Functional analysis of a novel glioma antigen, EFTUD1

Glioblastoma (GBM) is the most common and malignant type of primary brain tumor. Despite aggressive multimodal treatment with maximal surgical resection followed by temozolomide and radiation, the prognosis for patients with GBM remains poor, with a median survival of 14.6 months and a 3-year survival rate of only 10%.1 The development of new therapies for gliomas is therefore necessary. We previously isolated several candidate glioma antigens using serological identification of antigens by recombinant cDNA expression (SEREX).2,3 Elongation factor Tu GTP-binding domain containing protein 1 (EFTUD1) was identified as one of the isolated antigens. Serological reactivity against recombinant EFTUD1 protein was not observed in 13 healthy individuals. Thus, EFTUD1 was recognized only by the serum from a GBM patient and not by normal donor serum. Following the primary screening by SEREX, in silico analysis of the Oncomine' cancer microarray database showed overexpression of EFTUD1 in glioma samples compared with matched normal samples (see Supplemental Fig. S1). Here, we focused on EFTUD1 as a candidate molecular target for gliomas. EFTUD1 belongs to the GTP-binding elongation factor family and plays an important role in ribosome biogenesis and its translational activation (see Supplemental Fig. S2).4–7 In the nucleus/nucleolus, eukaryotic translation initiation factor 6 (eIF6) binds to 60S-ribosome subunits and exports them to the cytoplasm, where they undergo final maturation.4,7–11 In the cytoplasm, EFTUD1 triggers the GTP-dependent release of eIF6 from 60S-ribosome subunits together with Shwachman-Bodian-Diamond syndrome protein (SBDS).4,7,12,13 The release of eIF6 allows 60S-ribosome subunits to join 40S-ribosome subunits, resulting in the formation of actively translating 80S complexes.

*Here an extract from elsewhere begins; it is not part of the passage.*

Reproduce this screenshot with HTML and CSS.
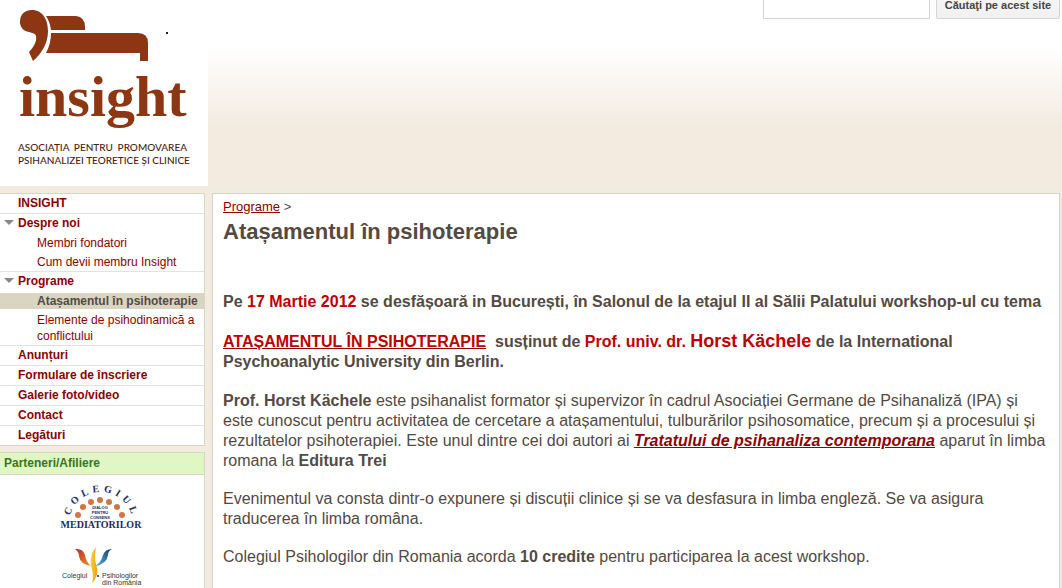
FILE: index.html
```html
<!DOCTYPE html>
<html lang="ro">
<head>
<meta charset="utf-8">
<title>Atașamentul în psihoterapie - Insight</title>
<link rel="stylesheet" href="styles.css">
</head>
<body>
<header class="header">
  <a class="brand" href="#" aria-label="Insight">
    <svg class="brand-mark" viewBox="0 0 208 134" width="208" height="134">
      <g fill="#8c3613">
        <path d="M20 22C20 14 25 10 32 10C43 10 48 20 48 31C48 43 42 53 33 61L29 52C34 47 37 41 36 36C35 33 32 33 29 32C23 31 20 27 20 22Z"/>
        <path d="M46 16H76Q85 17 85 27V30H51Q50 22 46 16Z"/>
        <path d="M51 33H138Q148 33 148 43V61H140V53H46Q51 44 51 33Z"/>
        <text class="brand-name" x="19" y="116">insight</text>
      </g>
      <rect x="166" y="32" width="2" height="2" fill="#222"/>
    </svg>
    <span class="tagline">ASOCIAȚIA PENTRU PROMOVAREA</span>
    <span class="tagline">PSIHANALIZEI TEORETICE ȘI CLINICE</span>
  </a>
  <form class="search">
    <input class="search-box" type="text" aria-label="Căutare">
    <button class="search-button" type="button">Căutaţi pe acest site</button>
  </form>
</header>
<div class="columns">
  <aside class="sidebar">
    <nav class="panel">
      <ul class="menu">
        <li class="group"><a href="#">INSIGHT</a></li>
        <li class="group open"><a href="#">Despre noi</a>
          <ul class="submenu">
            <li><a href="#">Membri fondatori</a></li>
            <li><a href="#">Cum devii membru Insight</a></li>
          </ul>
        </li>
        <li class="group open"><a href="#">Programe</a>
          <ul class="submenu">
            <li class="current"><a href="#" aria-current="page">Atașamentul în psihoterapie</a></li>
            <li><a href="#">Elemente de psihodinamică a conflictului</a></li>
          </ul>
        </li>
        <li class="group"><a href="#">Anunțuri</a></li>
        <li class="group"><a href="#">Formulare de înscriere</a></li>
        <li class="group"><a href="#">Galerie foto/video</a></li>
        <li class="group"><a href="#">Contact</a></li>
        <li class="group"><a href="#">Legături</a></li>
      </ul>
    </nav>
    <section class="panel partners">
      <h2 class="partners-title">Parteneri/Afiliere</h2>
      <div class="partner-logos">
        <a href="#" aria-label="Colegiul Mediatorilor">
          <svg viewBox="0 0 80 48" width="80" height="48">
            <path id="arc" d="M9 40A32 32 0 1 1 73 40" fill="none"/>
            <g fill="#232d63">
              <text class="arc-text"><textPath href="#arc" startOffset="51%" text-anchor="middle">COLEGIUL</textPath></text>
              <text class="mediator-name" x="41" y="44" text-anchor="middle">MEDIATORILOR</text>
            </g>
            <g fill="#cf7645">
              <circle cx="18" cy="31" r="3"/><circle cx="23" cy="23" r="3"/><circle cx="31" cy="18" r="3"/><circle cx="40" cy="16" r="3"/><circle cx="49" cy="18" r="3"/><circle cx="57" cy="23" r="3"/><circle cx="62" cy="31" r="3"/>
            </g>
            <g class="motto" fill="#232d63" text-anchor="middle">
              <text x="40" y="25">DIALOG</text><text x="40" y="30">PENTRU</text><text x="40" y="35">CONSENS</text>
            </g>
          </svg>
        </a>
        <a href="#" aria-label="Colegiul Psihologilor din România">
          <svg viewBox="0 0 80 42" width="80" height="42">
            <defs>
              <linearGradient id="gold"><stop offset="0" stop-color="#f7d928"/><stop offset="1" stop-color="#f19a21"/></linearGradient>
              <linearGradient id="rust" x2="1" y2="1"><stop offset="0" stop-color="#b9252c"/><stop offset="1" stop-color="#ee972e"/></linearGradient>
              <linearGradient id="blue" x1="1" x2="0" y2="1"><stop offset="0" stop-color="#173c75"/><stop offset="1" stop-color="#54b3da"/></linearGradient>
            </defs>
            <path d="M15 5Q23 4 25 11Q26 18 31 22Q20 20 19 12Q19 8 15 5Z" fill="url(#rust)"/>
            <path d="M52 5Q45 5 43 11Q41 19 35 22Q47 20 48 11Q48 7 52 5Z" fill="url(#blue)"/>
            <path d="M36 3Q29 12 31 22Q34 31 32 40Q40 30 36 20Q34 11 36 3Z" fill="url(#gold)"/>
            <g class="college" fill="#333">
              <text x="2" y="34">Colegiul</text><circle cx="38" cy="32" r="1"/><text x="42" y="34">Psihologilor</text><text x="42" y="41">din România</text>
            </g>
          </svg>
        </a>
      </div>
    </section>
  </aside>
  <main class="panel content">
    <div class="breadcrumb"><a href="#">Programe</a> &gt;</div>
    <h1 class="title">Atașamentul în psihoterapie</h1>
    <p class="lead">Pe <span class="accent">17 Martie 2012</span> se desfășoară in București, în Salonul de la etajul II al Sălii Palatului workshop-ul cu tema</p>
    <p class="lead"><a href="#"><span class="accent">ATAȘAMENTUL ÎN PSIHOTERAPIE</span></a>&nbsp; susținut de <span class="accent">Prof. univ. dr. <span class="speaker">Horst Kächele</span></span> de la International Psychoanalytic University din Berlin.</p>
    <p><b>Prof. Horst Kächele</b> este psihanalist formator și supervizor în cadrul Asociației Germane de Psihanaliză (IPA) și este cunoscut pentru activitatea de cercetare a atașamentului, tulburărilor psihosomatice, precum și a procesului și rezultatelor psihoterapiei. Este unul dintre cei doi autori ai <a class="book" href="#">Tratatului de psihanaliza contemporana</a> aparut în limba romana la <b>Editura Trei</b></p>
    <p>Evenimentul va consta dintr-o expunere și discuții clinice și se va desfasura in limba engleză. Se va asigura traducerea în limba româna.</p>
    <p>Colegiul Psihologilor din Romania acorda <b>10 credite</b> pentru participarea la acest workshop.</p>
  </main>
</div>
</body>
</html>
```
FILE: styles.css
```css
* { box-sizing: border-box; }
body {
  margin: 0;
  background: #f2ebe0;
  color: #534a43;
  font-family: "Liberation Sans", Arial, sans-serif;
  font-size: 16px;
  line-height: 20px;
}
a { color: #8f0000; }
ul { margin: 0; padding: 0; list-style: none; }

.header {
  display: flex;
  justify-content: space-between;
  align-items: flex-start;
  overflow: hidden;
  background: linear-gradient(#fff 46px, #f3ebe0 126px);
}
.brand {
  display: flex;
  flex-direction: column;
  width: 208px;
  padding-bottom: 19px;
  background: #fff;
  color: #4a2413;
  text-decoration: none;
}
.brand-mark { display: block; margin-bottom: 7px; }
.brand-name { font: bold 58px "Liberation Serif", serif; }
.tagline {
  margin: 0 21px 0 18px;
  font: 500 10px/13px Lato, sans-serif;
  text-align-last: justify;
  white-space: nowrap;
}
.search { display: flex; gap: 6px; margin: -9px 2px 0 0; }
.search-box {
  width: 167px;
  height: 28px;
  border: 1px solid #d5d5d5;
  background: #fff;
}
.search-button {
  width: 124px;
  height: 28px;
  padding: 0;
  border: 1px solid #d5d5d5;
  border-radius: 2px;
  background: linear-gradient(#f8f8f8, #f0f0f0);
  color: #444;
  font: bold 11px "Liberation Sans", Arial, sans-serif;
}

.columns {
  display: grid;
  grid-template-columns: 205px 1fr;
  gap: 7px;
  min-height: calc(100vh - 186px);
  padding: 7px 2px 0 0;
}
.sidebar { display: flex; flex-direction: column; gap: 6px; }
.panel { border: 1px solid #d8d5c2; background: #fff; }
.sidebar .panel { border-left: 0; }

.menu { font-size: 12px; line-height: 19px; }
.menu a { text-decoration: none; }
.group { padding-left: 18px; font-weight: bold; }
.group + .group { border-top: 1px solid #e2e2e2; }
.open { position: relative; }
.open::before {
  content: "";
  position: absolute;
  left: 4px;
  top: 6px;
  border: 5px solid transparent;
  border-top-color: #888;
  border-bottom: 0;
}
.submenu { margin-left: -18px; font-weight: normal; line-height: 16px; }
.submenu li { margin: 2px 0 1px; padding: 0 5px 0 37px; }
.submenu li + li { margin-top: 3px; }
.submenu .current { background: #d9d5c0; font-weight: bold; }
.current a { color: #534a43; }

.partners { flex: 1; border-bottom: 0; }
.partners-title {
  margin: 0;
  padding-left: 4px;
  border-bottom: 1px solid #d8d5c2;
  background: #e0f7c3;
  color: #38761d;
  font-size: 12px;
  line-height: 21px;
}
.partner-logos {
  display: flex;
  flex-direction: column;
  align-items: center;
  gap: 12px;
  padding: 9px 4px 0 0;
}
.partner-logos svg { display: block; overflow: visible; }
.arc-text { font: bold 10px "Liberation Serif", serif; letter-spacing: 4px; }
.mediator-name { font: bold 10px "Liberation Serif", serif; }
.motto { font: bold 4px "Liberation Sans", sans-serif; }
.college { font: 7px "Liberation Sans", sans-serif; }

.content { padding: 5px 10px 20px; border-bottom: 0; }
.breadcrumb { font-size: 13px; line-height: 16px; }
.title { margin: 3px 0 46px; font-size: 22px; line-height: 28px; }
.content p { margin: 0 0 18px; }
.content .lead { margin-bottom: 19px; font-weight: bold; }
.accent { color: #c00000; }
.speaker { font-size: 18px; }
.book { font-weight: bold; font-style: italic; }
```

Ribosome biogenesis represents a key metabolic requirement in proliferating cells, and its tight regulation is essential for normal cell growth and proliferation.14–21 Consequently, deregulation of this process is thought to contribute to tumor biology.18,21–23 Indeed, overexpression of ribosomal proteins and mutations in genes encoding for proteins that regulate ribosome biogenesis are associated with several cancers.19,20,24 However, the role of EFTUD1 in cancers, including glioma, remains unknown. Here, we analyzed the expression and function of EFTUD1 in glioma to examine the efficacy as a candidate molecular target.